We met yet another stray dog friend today- oh wait, that’s not what this blog about! We are incredibly happy and proud to say that every single team member stood on top of North America’s 3rd highest peak, Pico de Orizaba, today! What a day it was too! We awoke for our alpine start to find that the sky was clear, the wind light, and the temperatures still warm from the previous day. The route takes us up an old aqueduct, then up a rocky slope for a couple of hours until you reach a feature called the labyrinth, aptly named. That is when the weather started to turn from warm and windless to bitter and howling. Up we went, navigating the labyrinth with all its ice, mud, and rock and to the base of the of the Jamapa Glacier. A team member described the glacier as “walking up a descending escalator”, never ending and relentless. On we pushed, with perseverance stretched to its limit we crested the caldera ridge and on to the true summit where we met back up with our 2 other rope teams and embraced.

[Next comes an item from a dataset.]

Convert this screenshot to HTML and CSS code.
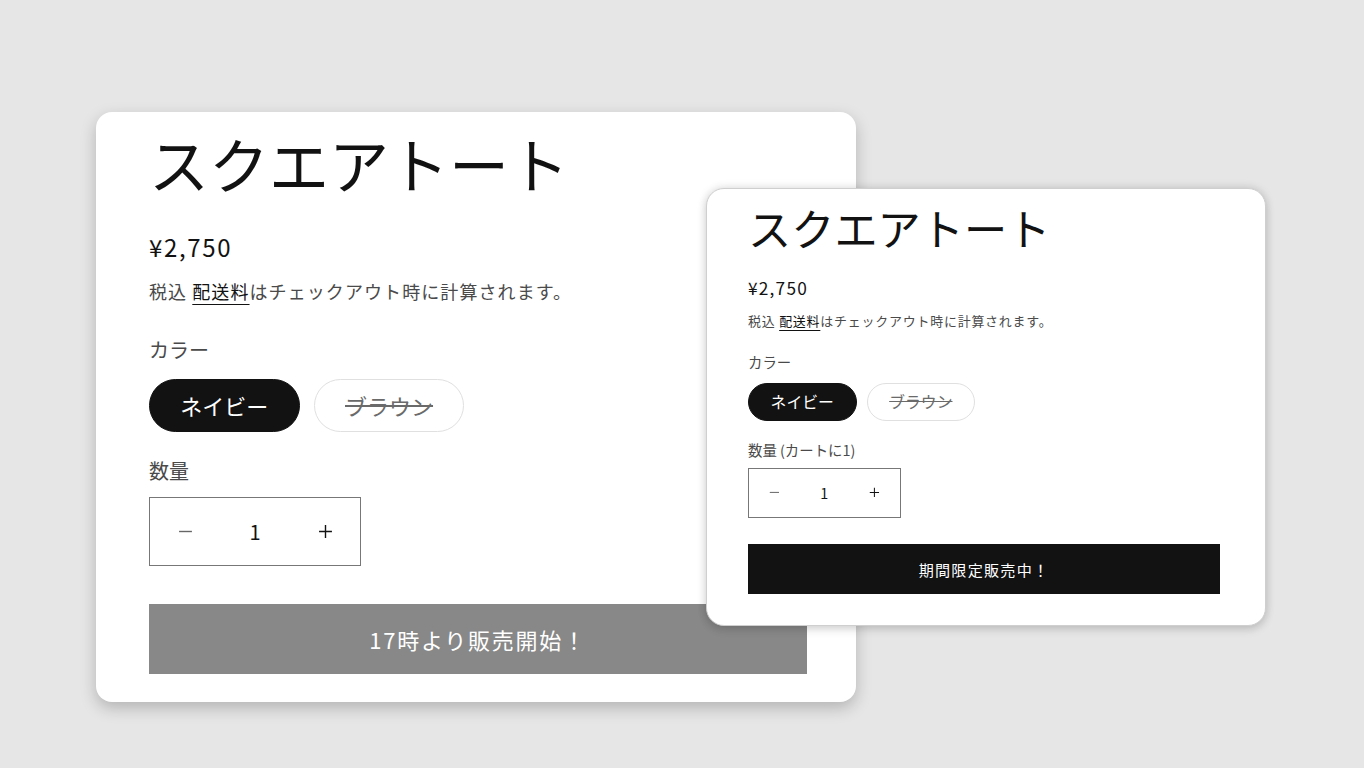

We are back down now, safe and sound, about to jump in our showers and wash up before dinner, our last one as a team. Seems surreal for it to be over so soon, but we look forward to seeing everyone in the mountains again. This is the Mexico climbing team signing off.

Except there is the picture of our dog friend walking us down to Base.

RMI Guides Dominic Cifelli, Abby Westling and Team

Leave a Comment For the Team (1)

Congratulations, Team! What an incredible trip! So very proud. The smiles on the summit say everything… AND BONUS DOGS?!? Amazing.